Considéré comme un successeur possible d'Eltsine, l'ancien Premier ministre Evgueny Primakov, décrit comme vieux et malade par la propagande du Kremlin, a été peut-être desservi par son alliance avec le maire de Moscou Iouri Loujkov, dont la popularité ne semble pas dépasser les limites de la capitale russe – où il était réélu triomphalement le même jour –, et plus encore avec les puissants gouverneurs de régions, dont les privilèges et abus de pouvoir exaspèrent les Russes. S'il manquait totalement d'assises politiques dans le pays, le bloc Unité, créé pour donner une base parlementaire au gouvernement et à Eltsine, a en revanche su convaincre les électeurs. Il est dirigé par un spécialiste, et en tout cas ministre, des situations d'urgence, Sergueï Choïgou qui présente la qualité plutôt rare de n'avoir jamais été éclaboussé par aucun scandale. Depuis ses visites dans les camps de réfugiés tchétchènes en Ingouchie, M. Choïgou donne une sorte de caution « humanitaire » à la guerre meurtrière que livre l'armée russe en Tchétchénie, alors que le co-dirigeant d'Unité, le lutteur Alexandre Karelin, triple médaillé olympique, incarne plutôt le visage de la force. Une force et une détermination qui séduisent aussi chez Poutine, s'exhibant volontiers aux commandes d'un avion de combat ou sur un tatami, où on le voyait terrasser une armée de judokas à la veille du scrutin. Le dynamisme et la forme physique excellente du chef du gouvernement (âgé de 47 ans) n'en rendent que plus saisissant le contraste avec un président grabataire, qui multiplie les séjours à l'hôpital et qui doit se faire aider par ses assistants pour frapper du poing sur la table lors des grandes réunions internationales.
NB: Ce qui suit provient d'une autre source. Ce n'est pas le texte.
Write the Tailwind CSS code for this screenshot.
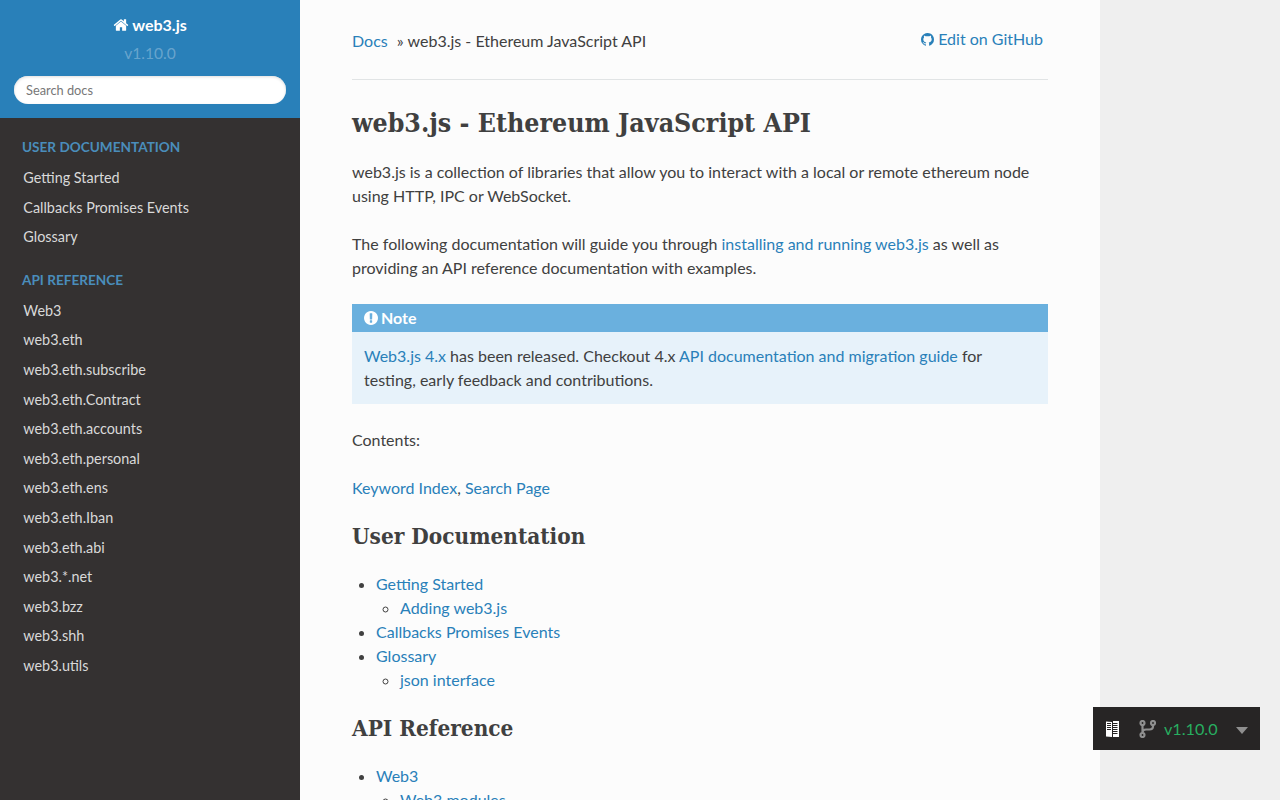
<!DOCTYPE html>
<html lang="en">
<head>
<meta charset="utf-8">
<title>web3.js</title>
<script src="https://cdn.jsdelivr.net/npm/@tailwindcss/browser@4"></script>
</head>
<body class="h-screen overflow-hidden bg-[#efefef] font-['Lato','Noto_Sans',sans-serif] text-[#404040] text-base leading-6">
<div class="flex h-screen overflow-hidden">
  <nav class="w-[300px] shrink-0 h-full bg-[#343131] text-[14.4px]">
    <div class="h-[118px] bg-[#2980b9] px-[14px] pt-[13px] text-center">
      <a class="flex items-center justify-center gap-[3px] h-[24px] text-white font-bold text-[16px]">
        <svg class="w-[16px] h-[16px]" viewBox="0 0 1792 1792" fill="currentColor"><path d="M1472 992v480q0 26-19 45t-45 19h-384v-384h-256v384h-384q-26 0-45-19t-19-45v-480q0-1 .5-3t.5-3l575-474 575 474q1 2 1 6zm223-69l-62 74q-8 9-21 11h-3q-13 0-21-7l-692-577-692 577q-12 8-24 7-13-2-21-11l-62-74q-8-10-7-23.500t11-21.500l719-599q32-26 76-26t76 26l244 204v-195q0-14 9-23t23-9h192q14 0 23 9t9 23v408l219 182q10 8 11 21.500t-7 23.500z"/></svg>
        <span>web3.js</span>
      </a>
      <div class="mt-[4px] h-[24px] leading-[24px] text-[15.6px] font-normal text-white/30">v1.10.0</div>
      <input class="mt-[11px] w-full h-[28px] rounded-full bg-white px-[12px] text-[12.8px] font-['Lato'] text-[#333] placeholder:text-[#777] shadow-[inset_0_1px_3px_#ddd] outline-none" placeholder="Search docs">
    </div>
    <div class="pt-[19px]">
      <p class="h-[20px] leading-[20px] pl-[22px] text-[13.6px] font-bold text-[#4a8dbb] uppercase">User Documentation</p>
      <ul class="mt-[6px] text-[#d9d9d9]">
        <li class="h-[29.6px] leading-[29.6px] pl-[23.3px]">Getting Started</li>
        <li class="h-[29.6px] leading-[29.6px] pl-[23.3px]">Callbacks Promises Events</li>
        <li class="h-[29.6px] leading-[29.6px] pl-[23.3px]">Glossary</li>
      </ul>
      <p class="mt-[18px] h-[20px] leading-[20px] pl-[22px] text-[13.6px] font-bold text-[#4a8dbb] uppercase">API Reference</p>
      <ul class="mt-[6px] text-[#d9d9d9]">
        <li class="h-[29.6px] leading-[29.6px] pl-[23.3px]">Web3</li>
        <li class="h-[29.6px] leading-[29.6px] pl-[23.3px]">web3.eth</li>
        <li class="h-[29.6px] leading-[29.6px] pl-[23.3px]">web3.eth.subscribe</li>
        <li class="h-[29.6px] leading-[29.6px] pl-[23.3px]">web3.eth.Contract</li>
        <li class="h-[29.6px] leading-[29.6px] pl-[23.3px]">web3.eth.accounts</li>
        <li class="h-[29.6px] leading-[29.6px] pl-[23.3px]">web3.eth.personal</li>
        <li class="h-[29.6px] leading-[29.6px] pl-[23.3px]">web3.eth.ens</li>
        <li class="h-[29.6px] leading-[29.6px] pl-[23.3px]">web3.eth.Iban</li>
        <li class="h-[29.6px] leading-[29.6px] pl-[23.3px]">web3.eth.abi</li>
        <li class="h-[29.6px] leading-[29.6px] pl-[23.3px]">web3.*.net</li>
        <li class="h-[29.6px] leading-[29.6px] pl-[23.3px]">web3.bzz</li>
        <li class="h-[29.6px] leading-[29.6px] pl-[23.3px]">web3.shh</li>
        <li class="h-[29.6px] leading-[29.6px] pl-[23.3px]">web3.utils</li>
      </ul>
    </div>
  </nav>
  <main class="w-[800px] shrink-0 h-full bg-[#fcfcfc] px-[52px] pt-[27px] overflow-hidden">
    <div class="flex justify-between h-[52px] border-b border-[#e1e4e5] box-content pb-0">
      <div class="pt-[2px]"><a class="text-[#2980b9]">Docs</a><span class="ml-[9px] mr-[4px]">»</span><span>web3.js - Ethereum JavaScript API</span></div>
      <a class="flex items-start gap-[4px] mr-[5px] text-[#2980b9]"><svg class="w-[13px] h-[13px] mt-[5.5px]" viewBox="128 128 1536 1536" fill="currentColor"><path d="M896 128q209 0 385.500 103t279.500 279.500 103 385.500q0 251-146.500 451.500t-378.500 277.500q-27 5-40-7t-13-30q0-3 .5-76.500t.5-134.500q0-97-52-142 57-6 102.500-18t94-39 81-66.500 53-105 20.500-150.500q0-119-79-206 37-91-8-204-28-9-81 11t-92 44l-38 24q-93-26-192-26t-192 26q-16-11-42.500-27t-83.500-38.500-85-13.500q-45 113-8 204-79 87-79 206 0 85 20.500 150t52.500 105 80.500 67 94 39 102.500 18q-39 36-49 103-21 10-45 15t-57 5-65.500-21.500-55.500-62.500q-19-32-48.500-52t-49.500-24l-20-3q-21 0-29 4.500t-5 11.500 9 14 13 12l7 5q22 10 43.500 38t31.500 51l10 23q13 38 44 63t67 32 69.500 7 55.500-3l23-4q0 38 .5 88.500t.5 54.500q0 18-13 30t-40 7q-232-77-378.500-277.500t-146.500-451.500q0-209 103-385.500t279.500-279.500 385.500-103z"/></svg><span>Edit on GitHub</span></a>
    </div>
    <h1 class="mt-[23px] h-[40px] leading-[40px] font-['DejaVu_Serif_Condensed','DejaVu_Serif',serif] font-bold text-[26.5px]">web3.js - Ethereum JavaScript API</h1>
    <p class="mt-[17px]">web3.js is a collection of libraries that allow you to interact with a local or remote ethereum node using HTTP, IPC or WebSocket.</p>
    <p class="mt-[24px]">The following documentation will guide you through <a class="text-[#2980b9]">installing and running web3.js</a> as well as providing an API reference documentation with examples.</p>
    <div class="mt-[24px] h-[100px] bg-[#e7f2fa]">
      <p class="h-[28px] bg-[#6ab0de] px-[12px] flex items-center gap-[3px] font-bold text-white"><svg class="w-[14px] h-[14px]" viewBox="128 128 1536 1536" fill="currentColor"><path d="M896 128q209 0 385.500 103t279.500 279.500 103 385.500-103 385.500-279.500 279.500-385.500 103-385.500-103-279.500-279.500-103-385.500 103-385.500 279.500-279.500 385.500-103zm128 1247v-190q0-14-9-23.500t-22-9.500h-192q-13 0-23 10t-10 23v190q0 13 10 23t23 10h192q13 0 22-9.500t9-23.500zm-2-344l18-621q0-12-10-18-10-8-24-8h-220q-14 0-24 8-10 6-10 18l17 621q0 10 10 17.500t24 7.500h185q14 0 23.500-7.500t10.500-17.500z"/></svg>Note</p>
      <p class="px-[12px] pt-[12px]"><a class="text-[#2980b9]">Web3.js 4.x</a> has been released. Checkout 4.x <a class="text-[#2980b9]">API documentation and migration guide</a> for testing, early feedback and contributions.</p>
    </div>
    <p class="mt-[24px]">Contents:</p>
    <p class="mt-[24px]"><a class="text-[#2980b9]">Keyword Index</a>, <a class="text-[#2980b9]">Search Page</a></p>
    <h2 class="mt-[20px] h-[32px] leading-[32px] font-['DejaVu_Serif_Condensed','DejaVu_Serif',serif] font-bold text-[22.4px]">User Documentation</h2>
    <ul class="mt-[20px] list-disc pl-[24px] text-[#2980b9] marker:text-[#404040]">
      <li>Getting Started
        <ul class="list-[circle] pl-[24px]"><li>Adding web3.js</li></ul>
      </li>
      <li>Callbacks Promises Events</li>
      <li>Glossary
        <ul class="list-[circle] pl-[24px]"><li>json interface</li></ul>
      </li>
    </ul>
    <h2 class="mt-[20px] h-[32px] leading-[32px] font-['DejaVu_Serif_Condensed','DejaVu_Serif',serif] font-bold text-[22.4px]">API Reference</h2>
    <ul class="mt-[20px] list-disc pl-[24px] text-[#2980b9] marker:text-[#404040]">
      <li>Web3
        <ul class="list-[circle] pl-[24px]"><li>Web3 modules</li></ul>
      </li>
    </ul>
  </main>
</div>
<div class="fixed right-[20px] bottom-[50px] w-[167px] h-[43px] bg-[#272525] flex items-center text-[#27ae60] text-[16.2px]">
  <svg class="ml-[12px] w-[15px] h-[18px]" viewBox="0 0 15 18"><path fill="#fff" d="M1 1.500l6 .5v15l-6-.5zM8 1h6v16H8z"/><path stroke="#272525" stroke-width="1" fill="none" d="M2 3.500h4M2 5.500h4M2 7.500h4M2 9.500h4M8 3.500h4.500M8 5.500h4.500M8 7.500h4.500M8 9.500h4.500M8 11.500h4.500M8 13.500h4.500"/></svg>
  <svg class="ml-[19px] w-[17px] h-[18px]" viewBox="0 0 17 18" fill="none" stroke="#8f8f8f" stroke-width="2.200"><circle cx="3.500" cy="3" r="2"/><circle cx="14" cy="3" r="2"/><circle cx="3.500" cy="15" r="2"/><path d="M3.500 5v8M14 5v1.500c0 2-1.500 3-3.500 3H7c-2 0-3.500 1-3.500 3"/></svg>
  <span class="ml-[8px]">v1.10.0</span>
  <svg class="ml-[18px] mt-[3px] w-[12px] h-[7px]" viewBox="0 0 12 7" fill="#8f8f8f"><path d="M0 0h12L6 7z"/></svg>
</div>
</body>
</html>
Mais l'indélicatesse de la comparaison ne devrait pas fâcher Eltsine, pourtant si prompt à évincer les Premiers ministres qui lui font de l'ombre. Il ne postule pas de 3e mandat et a déjà désigné Poutine comme son dauphin à qui il reviendra de sauver les meubles du Kremlin pendant les six mois cruciaux qui séparent de la présidentielle de juillet 2000.